The slope has a history of failure — in 1967 it collapsed to produce a 200-foot tsunami in the lake — the 11th tallest tsunami in the past century. Farther up the ridge, where the slope is even higher and steeper than the one that failed in 1967, deep cracks stripe the tundra.
In recent years, these cracks show signs of shifting. Sediment sifts into them, hinting at new voids opening below. People, for the most part unknowingly, relax and camp on the lake’s beaches, snapping pictures of the shrinking glacier.
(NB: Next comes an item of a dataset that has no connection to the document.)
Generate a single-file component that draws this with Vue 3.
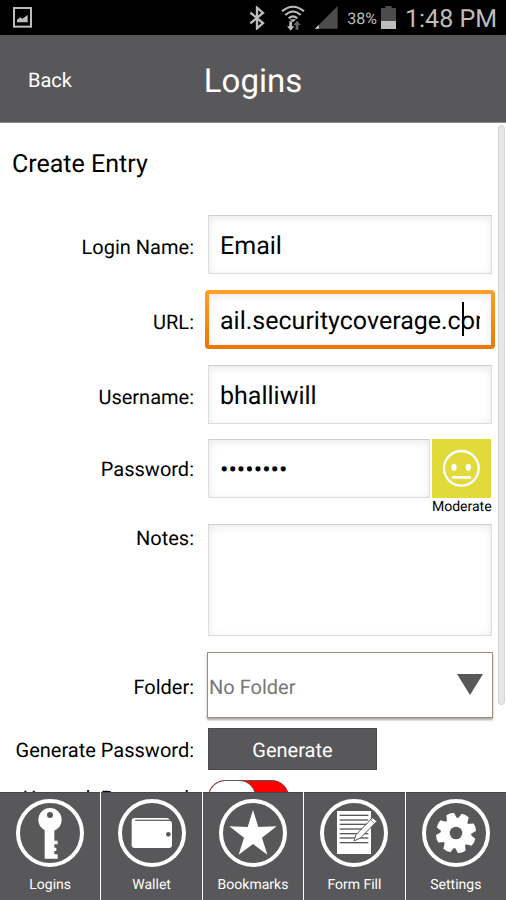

What can we do? I’m both a scientist who specializes in geologic hazards like this, and a hiker who loves to visit Grewingk Lake and Alpine Ridge above it. I still go there, but I don’t camp at the lake anymore — every hour spent on the lakeshore is a risk.
I want to use our knowledge of mountains like this to reduce our risk, without blanket prohibition on visiting these places. I’m working with both local scientists and collaborators all over the world to study the slopes above Grewingk.
Together, we’ve surveyed the area using a variety of techniques ranging from paddling around Grewingk Lake in a packraft with a depth sounder attached, to using state-of-the-art aerial photography to map the slopes and ridge above it.
We recently received funding to monitor it for signs of impending failure. One bright spot in this grim subject is that slopes often do show signs before they fail — they often move slowly for years, then accelerate for a time before finally collapsing. Even this “accelerated” state is not necessarily obvious, but with sensitive GPS and other instruments, we might detect it.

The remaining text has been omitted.